▶ [Set task]: Identify each line holding the string "this" and copy it.

-- Start Provided data --

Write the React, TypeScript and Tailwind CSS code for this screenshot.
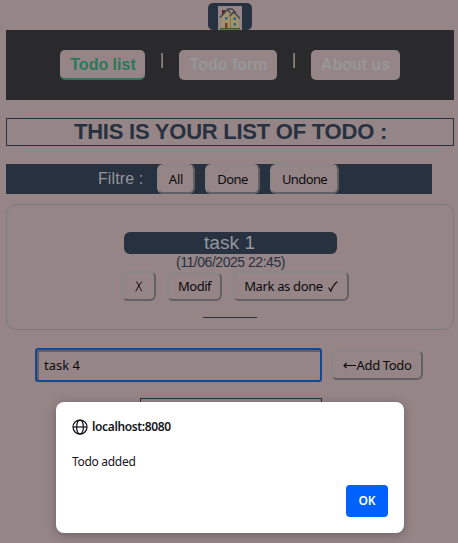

-- End Provided data --
-- Start Provided data --

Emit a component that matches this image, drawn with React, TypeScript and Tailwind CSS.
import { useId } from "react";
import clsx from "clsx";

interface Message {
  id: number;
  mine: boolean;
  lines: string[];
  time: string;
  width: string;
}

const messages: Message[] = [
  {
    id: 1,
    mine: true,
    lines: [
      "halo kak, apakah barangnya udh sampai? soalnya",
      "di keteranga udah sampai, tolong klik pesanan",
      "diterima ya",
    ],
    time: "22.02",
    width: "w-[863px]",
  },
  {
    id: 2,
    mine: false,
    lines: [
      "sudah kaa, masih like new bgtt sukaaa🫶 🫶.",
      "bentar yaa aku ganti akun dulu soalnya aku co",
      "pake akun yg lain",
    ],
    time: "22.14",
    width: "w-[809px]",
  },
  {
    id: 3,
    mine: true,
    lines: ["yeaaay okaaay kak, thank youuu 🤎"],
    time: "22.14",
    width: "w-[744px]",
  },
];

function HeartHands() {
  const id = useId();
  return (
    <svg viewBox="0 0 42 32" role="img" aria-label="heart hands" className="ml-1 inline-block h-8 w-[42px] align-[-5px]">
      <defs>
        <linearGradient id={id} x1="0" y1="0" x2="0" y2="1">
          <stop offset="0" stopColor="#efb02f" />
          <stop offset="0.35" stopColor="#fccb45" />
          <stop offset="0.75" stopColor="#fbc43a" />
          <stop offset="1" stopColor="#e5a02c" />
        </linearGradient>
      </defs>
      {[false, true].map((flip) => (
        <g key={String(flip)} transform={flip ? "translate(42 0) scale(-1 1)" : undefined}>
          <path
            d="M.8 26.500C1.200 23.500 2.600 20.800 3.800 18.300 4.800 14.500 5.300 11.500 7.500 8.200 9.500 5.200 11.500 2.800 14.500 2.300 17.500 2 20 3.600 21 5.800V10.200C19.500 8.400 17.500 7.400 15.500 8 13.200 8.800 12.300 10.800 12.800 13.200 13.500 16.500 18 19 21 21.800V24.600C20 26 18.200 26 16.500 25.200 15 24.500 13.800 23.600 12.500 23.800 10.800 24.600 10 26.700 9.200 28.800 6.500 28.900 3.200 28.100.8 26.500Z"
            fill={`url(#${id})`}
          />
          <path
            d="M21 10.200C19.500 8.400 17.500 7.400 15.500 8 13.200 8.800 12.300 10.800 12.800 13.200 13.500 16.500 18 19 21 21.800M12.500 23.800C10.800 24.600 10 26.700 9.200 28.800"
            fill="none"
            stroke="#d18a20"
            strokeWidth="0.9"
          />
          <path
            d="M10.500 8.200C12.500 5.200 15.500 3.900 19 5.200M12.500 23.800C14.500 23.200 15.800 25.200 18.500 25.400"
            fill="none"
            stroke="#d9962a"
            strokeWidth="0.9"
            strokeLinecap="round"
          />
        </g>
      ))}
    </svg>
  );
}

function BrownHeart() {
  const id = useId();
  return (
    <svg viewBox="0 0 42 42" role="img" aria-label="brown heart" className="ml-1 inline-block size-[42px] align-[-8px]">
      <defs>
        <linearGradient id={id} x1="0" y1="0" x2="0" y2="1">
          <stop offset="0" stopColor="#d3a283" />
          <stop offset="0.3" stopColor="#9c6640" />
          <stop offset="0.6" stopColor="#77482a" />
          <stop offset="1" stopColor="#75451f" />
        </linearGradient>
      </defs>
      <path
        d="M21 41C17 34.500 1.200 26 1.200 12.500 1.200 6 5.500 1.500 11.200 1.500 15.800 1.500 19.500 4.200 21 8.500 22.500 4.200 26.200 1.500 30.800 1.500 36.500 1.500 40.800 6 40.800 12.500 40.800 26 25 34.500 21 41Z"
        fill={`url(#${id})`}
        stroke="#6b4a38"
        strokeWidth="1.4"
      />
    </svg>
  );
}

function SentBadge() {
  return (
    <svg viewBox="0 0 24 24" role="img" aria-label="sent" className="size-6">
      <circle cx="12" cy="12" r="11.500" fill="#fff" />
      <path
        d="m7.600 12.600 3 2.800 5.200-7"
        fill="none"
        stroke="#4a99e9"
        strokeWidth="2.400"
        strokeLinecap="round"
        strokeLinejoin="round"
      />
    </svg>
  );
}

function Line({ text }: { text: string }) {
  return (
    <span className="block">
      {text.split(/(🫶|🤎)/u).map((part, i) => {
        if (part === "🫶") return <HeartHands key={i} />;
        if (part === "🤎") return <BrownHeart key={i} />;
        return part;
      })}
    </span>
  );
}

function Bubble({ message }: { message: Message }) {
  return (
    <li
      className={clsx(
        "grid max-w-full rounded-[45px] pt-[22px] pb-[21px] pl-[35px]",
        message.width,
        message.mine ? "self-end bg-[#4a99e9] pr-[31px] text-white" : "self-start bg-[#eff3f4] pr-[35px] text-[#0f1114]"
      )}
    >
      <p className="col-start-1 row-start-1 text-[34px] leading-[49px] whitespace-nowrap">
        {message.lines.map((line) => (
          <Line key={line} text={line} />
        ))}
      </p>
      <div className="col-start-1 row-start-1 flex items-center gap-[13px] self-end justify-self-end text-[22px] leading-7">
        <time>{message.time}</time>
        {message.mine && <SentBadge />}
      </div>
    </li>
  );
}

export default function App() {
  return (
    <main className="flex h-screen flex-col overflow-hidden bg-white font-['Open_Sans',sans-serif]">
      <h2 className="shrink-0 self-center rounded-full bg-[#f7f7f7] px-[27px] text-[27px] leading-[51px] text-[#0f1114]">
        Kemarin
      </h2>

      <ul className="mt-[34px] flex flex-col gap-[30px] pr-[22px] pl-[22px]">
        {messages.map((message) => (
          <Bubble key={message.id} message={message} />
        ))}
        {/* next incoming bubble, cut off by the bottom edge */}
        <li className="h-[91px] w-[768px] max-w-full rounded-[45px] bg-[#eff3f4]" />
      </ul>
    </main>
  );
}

-- End Provided data --
-- Start Provided data --

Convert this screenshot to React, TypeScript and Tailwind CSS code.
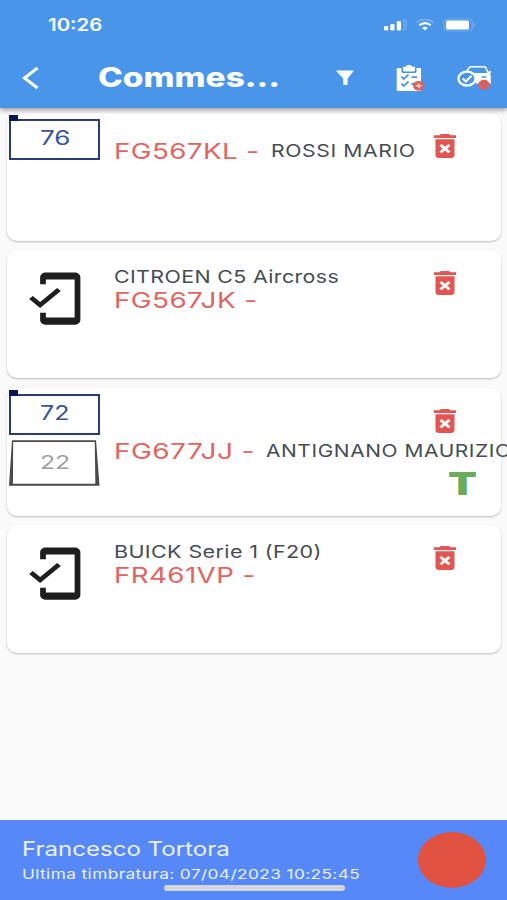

-- End Provided data --

▶ [Complete answer]:
Write the React, TypeScript and Tailwind CSS code for this screenshot.
Emit a component that matches this image, drawn with React, TypeScript and Tailwind CSS.
Convert this screenshot to React, TypeScript and Tailwind CSS code.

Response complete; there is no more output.